Il faut une éducation morale et civique ; nous allons l'introduire dans tout l'enseignement scolaire. Il faut faire des enfants des citoyens qui travaillent ensemble, autour d'un projet républicain. Pour cela, après avoir rétabli la formation initiale, nous allons renforcer la formation continue des enseignants. (Applaudissements à gauche)
Attaques terroristes
M. Thani Mohamed Soilihi . - Les 7, 8 et 9 janvier derniers, la France a été frappée par d'horribles attentats faisant 17 victimes innocentes. C'est la liberté d'expression et de culte ainsi que celle de ses défenseurs qui ont été touchées par la barbarie ; c'est la France elle-même, la République, ses valeurs, que l'on a meurtries. Cela a suscité un formidable mouvement d'unité, sur notre territoire et dans le monde entier. La Nation tout entière s'est levée pour rendre hommage aux victimes et dire sa résolution à ne pas se laisser intimider. Elle a salué l'action du président de la République et du Gouvernement, le courage et l'efficacité des forces de l'ordre.
Pouvez-vous détailler les mesures qui seront prises pour lutter contre un terrorisme protéiforme et protéger la population ? Comment éviter les déversements nauséabonds de haine et de racisme ? Chacun doit prendre conscience de la responsabilité de ses actes et des propos tenus sur internet, qui sert trop souvent de véhicule à l'obscurantisme et à la haine. (Applaudissements sur les bancs socialistes)
M. Manuel Valls, Premier ministre . - Bernard Cazeneuve a déjà eu l'occasion de participer au débat tenu ici même avant-hier. Il a eu les mots justes. Je veux remercier le président du Sénat pour ses propos et saluer les Français qui ont manifesté dans la rue. Les voir, ainsi que leurs représentants, s'exprimer ainsi est salutaire. Car c'est la démocratie elle-même que l'on a voulu abattre.
Il est important que ce soit vous, monsieur Mohamed Soihili, qui posiez cette question, vous qui représentez Mayotte. La mobilisation a été forte en métropole, mais aussi dans les outremers.
La réponse de l'État sera implacable. Bernard Cazeneuve le redira. Le prochain Conseil des ministres prendra des décisions. Nous devons en tout cas rester unis, au plus haut niveau, pour que la France reste forte. Nous devons protéger tous nos compatriotes, quelle que soit leur confession, qu'ils soient ou non croyants : c'est cela, la laïcité. Nos compatriotes juifs ne doivent plus avoir peur. Chaque citoyen a des droits et des devoirs à respecter.
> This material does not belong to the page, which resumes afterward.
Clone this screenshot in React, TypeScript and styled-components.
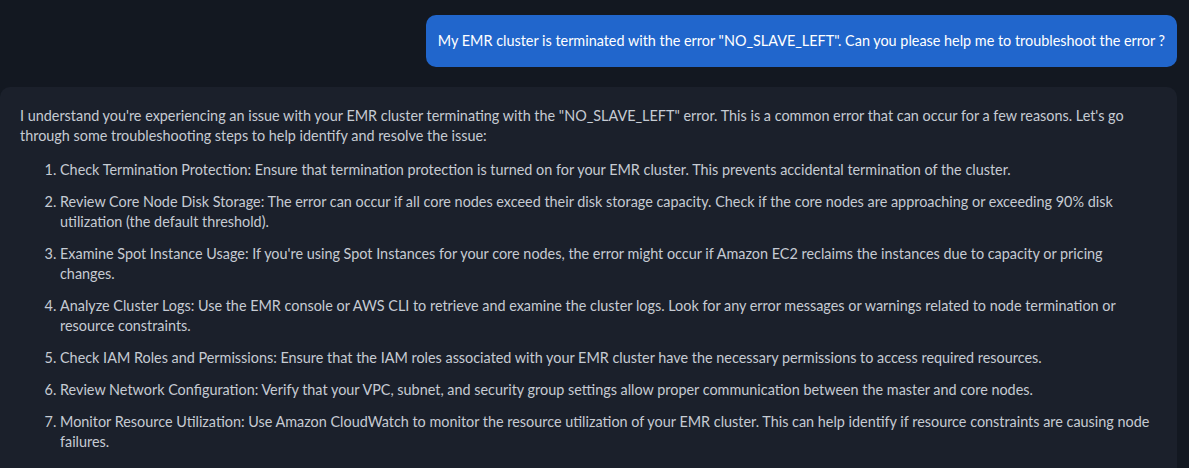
import React from "react";
import styled, { createGlobalStyle } from "styled-components";

const Global = createGlobalStyle`
  html, body { margin: 0; padding: 0; background: #131821; }
  body { font-family: Lato, "Liberation Sans", sans-serif; }
`;

const Page = styled.div`
  width: 1189px;
  height: 468px;
  overflow: hidden;
  background: #131821;
  display: flex;
  flex-direction: column;
  padding: 15px 12px 0 0;
  box-sizing: border-box;
`;

const UserRow = styled.div`
  display: flex;
  justify-content: flex-end;
`;

const Bubble = styled.div`
  background: #2166cc;
  color: #ffffff;
  font-size: 14.4px;
  line-height: 20px;
  padding: 16px 12px;
  border-radius: 10px;
  max-width: 760px;
`;

const Card = styled.div`
  margin-top: 20px;
  flex: 1;
  background: #1b202b;
  border-radius: 10px 10px 0 0;
  padding: 19px 20px 0 20px;
  color: #c6cbd3;
  font-size: 14.4px;
  line-height: 20px;
`;

const Para = styled.p`
  margin: 0 0 14px 0;
`;

const List = styled.ol`
  margin: 0;
  padding-left: 40px;
`;

const Item = styled.li`
  margin-bottom: 12px;
`;

const items = [
  "Check Termination Protection: Ensure that termination protection is turned on for your EMR cluster. This prevents accidental termination of the cluster.",
  "Review Core Node Disk Storage: The error can occur if all core nodes exceed their disk storage capacity. Check if the core nodes are approaching or exceeding 90% disk utilization (the default threshold).",
  "Examine Spot Instance Usage: If you're using Spot Instances for your core nodes, the error might occur if Amazon EC2 reclaims the instances due to capacity or pricing changes.",
  "Analyze Cluster Logs: Use the EMR console or AWS CLI to retrieve and examine the cluster logs. Look for any error messages or warnings related to node termination or resource constraints.",
  "Check IAM Roles and Permissions: Ensure that the IAM roles associated with your EMR cluster have the necessary permissions to access required resources.",
  "Review Network Configuration: Verify that your VPC, subnet, and security group settings allow proper communication between the master and core nodes.",
  "Monitor Resource Utilization: Use Amazon CloudWatch to monitor the resource utilization of your EMR cluster. This can help identify if resource constraints are causing node failures.",
];

export default function App() {
  return (
    <>
      <Global />
      <Page>
        <UserRow>
          <Bubble>
            My EMR cluster is terminated with the error "NO_SLAVE_LEFT". Can you please help me to troubleshoot the error ?
          </Bubble>
        </UserRow>
        <Card>
          <Para>
            I understand you're experiencing an issue with your EMR cluster terminating with the "NO_SLAVE_LEFT" error. This is a common error that can occur for a few reasons. Let's go through some troubleshooting steps to help identify and resolve the issue:
          </Para>
          <List>
            {items.map((t) => (
              <Item key={t}>{t}</Item>
            ))}
          </List>
        </Card>
      </Page>
    </>
  );
}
Mayotte, que vous représentez, a souhaité devenir un département de la République. Une large majorité de ses habitants sont de confession musulmane. Dans des moments comme ceux-ci, chaque mot compte et je dis à nos compatriotes musulmans qu'ils ont droit à la même protection de leurs lieux de culte que tous les autres citoyens. Personne ne doit avoir peur, personne ne doit avoir honte.
La réponse, claire, impitoyable, contre le terrorisme, c'est l'unité autour des valeurs de la République. Cela passe par l'école, la laïcité, le vivre-ensemble. Je suis sûr que vous y contribuerez tous. (Applaudissements unanimes)
Attaques terroristes (2)
Mme Nathalie Goulet . - J'ai 56 ans, je suis petite-fille de déportés et je ne croyais pas voir, dans ce pays, des enfants juifs massacrés, des clients juifs d'un supermarché assassinés. Le choc est considérable.
J'avais plus ou moins intégré ces problèmes en demandant la constitution d'une commission d'enquête sur le djihadisme. Monsieur le ministre de l'intérieur, comment améliorer la détection précoce de la radicalisation ? Comment distinguer un musulman qui pratique sa religion, comme c'est son droit absolu dans la République, qui mange halal, qui fréquente la mosquée, d'un autre en train de se radicaliser, au nom d'un islam dévoyé qui embrigade jeunes gens et jeunes filles dans un objectif guerrier ? La prévention est oubliée, ces temps-ci, elle est pourtant essentielle. (Applaudissements au centre et sur les bancs socialistes et écologistes)
M. Bernard Cazeneuve, ministre de l'intérieur . - Je salue votre travail au sein de la commission d'enquête. Nous engageons une action très large, incluant un dispositif préventif, avec une loi adoptée au Sénat en novembre dernier. Nous avons mis en place une plate-forme de signalement. S'agissant des 700 cas repérés, nous avons pris une circulaire conjointe avec la garde des sceaux. Les administrations de l'État sont mobilisées, en matière scolaire, de santé mentale, d'accompagnement social, de lutte contre les addictions. La ministre de l'Éducation nationale a pris des dispositions pour qu'un livret sur la radicalisation soit diffusé dans les établissements scolaires.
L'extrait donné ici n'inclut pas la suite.